Could you transcribe the material below exactly, without leaving out a single line?

### [DATA EXCERPT]

····················

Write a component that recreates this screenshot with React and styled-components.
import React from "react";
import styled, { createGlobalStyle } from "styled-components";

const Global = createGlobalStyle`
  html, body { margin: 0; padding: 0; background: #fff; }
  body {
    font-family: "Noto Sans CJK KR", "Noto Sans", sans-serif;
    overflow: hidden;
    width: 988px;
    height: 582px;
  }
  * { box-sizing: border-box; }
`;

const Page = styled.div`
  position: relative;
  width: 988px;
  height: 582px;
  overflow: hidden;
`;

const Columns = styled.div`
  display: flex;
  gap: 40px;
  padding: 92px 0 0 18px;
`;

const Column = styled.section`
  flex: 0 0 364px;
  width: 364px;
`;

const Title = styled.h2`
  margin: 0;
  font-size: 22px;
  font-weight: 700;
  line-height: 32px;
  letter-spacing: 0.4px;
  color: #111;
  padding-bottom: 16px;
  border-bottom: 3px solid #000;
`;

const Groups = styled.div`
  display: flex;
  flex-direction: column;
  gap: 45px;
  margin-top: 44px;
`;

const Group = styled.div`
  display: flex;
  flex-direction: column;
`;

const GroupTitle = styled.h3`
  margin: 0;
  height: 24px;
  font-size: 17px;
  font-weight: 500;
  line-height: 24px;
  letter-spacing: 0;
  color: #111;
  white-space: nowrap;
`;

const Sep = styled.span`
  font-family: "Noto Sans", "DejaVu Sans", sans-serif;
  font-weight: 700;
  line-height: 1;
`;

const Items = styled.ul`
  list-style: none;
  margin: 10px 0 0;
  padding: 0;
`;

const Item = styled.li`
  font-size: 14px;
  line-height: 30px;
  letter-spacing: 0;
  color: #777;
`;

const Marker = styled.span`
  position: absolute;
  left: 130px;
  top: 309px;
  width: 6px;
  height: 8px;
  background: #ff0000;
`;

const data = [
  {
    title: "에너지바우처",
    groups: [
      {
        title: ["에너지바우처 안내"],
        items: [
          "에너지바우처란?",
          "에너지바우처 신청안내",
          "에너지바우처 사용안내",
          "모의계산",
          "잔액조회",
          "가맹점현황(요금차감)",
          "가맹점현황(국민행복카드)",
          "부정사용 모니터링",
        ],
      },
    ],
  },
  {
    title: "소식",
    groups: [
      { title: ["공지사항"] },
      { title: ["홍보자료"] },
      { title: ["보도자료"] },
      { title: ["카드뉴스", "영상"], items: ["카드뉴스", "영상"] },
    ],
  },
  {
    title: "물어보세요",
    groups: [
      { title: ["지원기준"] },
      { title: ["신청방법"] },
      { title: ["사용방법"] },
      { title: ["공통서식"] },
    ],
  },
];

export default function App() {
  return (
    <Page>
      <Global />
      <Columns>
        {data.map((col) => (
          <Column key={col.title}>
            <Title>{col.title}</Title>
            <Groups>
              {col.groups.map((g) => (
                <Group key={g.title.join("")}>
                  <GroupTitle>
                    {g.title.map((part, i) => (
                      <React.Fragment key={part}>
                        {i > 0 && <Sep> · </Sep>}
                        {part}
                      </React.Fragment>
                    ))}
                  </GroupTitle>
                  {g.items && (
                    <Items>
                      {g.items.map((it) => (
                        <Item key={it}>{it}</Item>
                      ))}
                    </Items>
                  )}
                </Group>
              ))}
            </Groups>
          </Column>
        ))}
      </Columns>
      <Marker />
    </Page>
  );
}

····················

### [ANSWER TO THE EXERCISE]
Write a component that recreates this screenshot with React and styled-components.
import React from "react";
import styled, { createGlobalStyle } from "styled-components";

const Global = createGlobalStyle`
  html, body { margin: 0; padding: 0; background: #fff; }
  body {
    font-family: "Noto Sans CJK KR", "Noto Sans", sans-serif;
    overflow: hidden;
    width: 988px;
    height: 582px;
  }
  * { box-sizing: border-box; }
`;

const Page = styled.div`
  position: relative;
  width: 988px;
  height: 582px;
  overflow: hidden;
`;

const Columns = styled.div`
  display: flex;
  gap: 40px;
  padding: 92px 0 0 18px;
`;

const Column = styled.section`
  flex: 0 0 364px;
  width: 364px;
`;

const Title = styled.h2`
  margin: 0;
  font-size: 22px;
  font-weight: 700;
  line-height: 32px;
  letter-spacing: 0.4px;
  color: #111;
  padding-bottom: 16px;
  border-bottom: 3px solid #000;
`;

const Groups = styled.div`
  display: flex;
  flex-direction: column;
  gap: 45px;
  margin-top: 44px;
`;

const Group = styled.div`
  display: flex;
  flex-direction: column;
`;

const GroupTitle = styled.h3`
  margin: 0;
  height: 24px;
  font-size: 17px;
  font-weight: 500;
  line-height: 24px;
  letter-spacing: 0;
  color: #111;
  white-space: nowrap;
`;

const Sep = styled.span`
  font-family: "Noto Sans", "DejaVu Sans", sans-serif;
  font-weight: 700;
  line-height: 1;
`;

const Items = styled.ul`
  list-style: none;
  margin: 10px 0 0;
  padding: 0;
`;

const Item = styled.li`
  font-size: 14px;
  line-height: 30px;
  letter-spacing: 0;
  color: #777;
`;

const Marker = styled.span`
  position: absolute;
  left: 130px;
  top: 309px;
  width: 6px;
  height: 8px;
  background: #ff0000;
`;

const data = [
  {
    title: "에너지바우처",
    groups: [
      {
        title: ["에너지바우처 안내"],
        items: [
          "에너지바우처란?",
          "에너지바우처 신청안내",
          "에너지바우처 사용안내",
          "모의계산",
          "잔액조회",
          "가맹점현황(요금차감)",
          "가맹점현황(국민행복카드)",
          "부정사용 모니터링",
        ],
      },
    ],
  },
  {
    title: "소식",
    groups: [
      { title: ["공지사항"] },
      { title: ["홍보자료"] },
      { title: ["보도자료"] },
      { title: ["카드뉴스", "영상"], items: ["카드뉴스", "영상"] },
    ],
  },
  {
    title: "물어보세요",
    groups: [
      { title: ["지원기준"] },
      { title: ["신청방법"] },
      { title: ["사용방법"] },
      { title: ["공통서식"] },
    ],
  },
];

export default function App() {
  return (
    <Page>
      <Global />
      <Columns>
        {data.map((col) => (
          <Column key={col.title}>
            <Title>{col.title}</Title>
            <Groups>
              {col.groups.map((g) => (
                <Group key={g.title.join("")}>
                  <GroupTitle>
                    {g.title.map((part, i) => (
                      <React.Fragment key={part}>
                        {i > 0 && <Sep> · </Sep>}
                        {part}
                      </React.Fragment>
                    ))}
                  </GroupTitle>
                  {g.items && (
                    <Items>
                      {g.items.map((it) => (
                        <Item key={it}>{it}</Item>
                      ))}
                    </Items>
                  )}
                </Group>
              ))}
            </Groups>
          </Column>
        ))}
      </Columns>
      <Marker />
    </Page>
  );
}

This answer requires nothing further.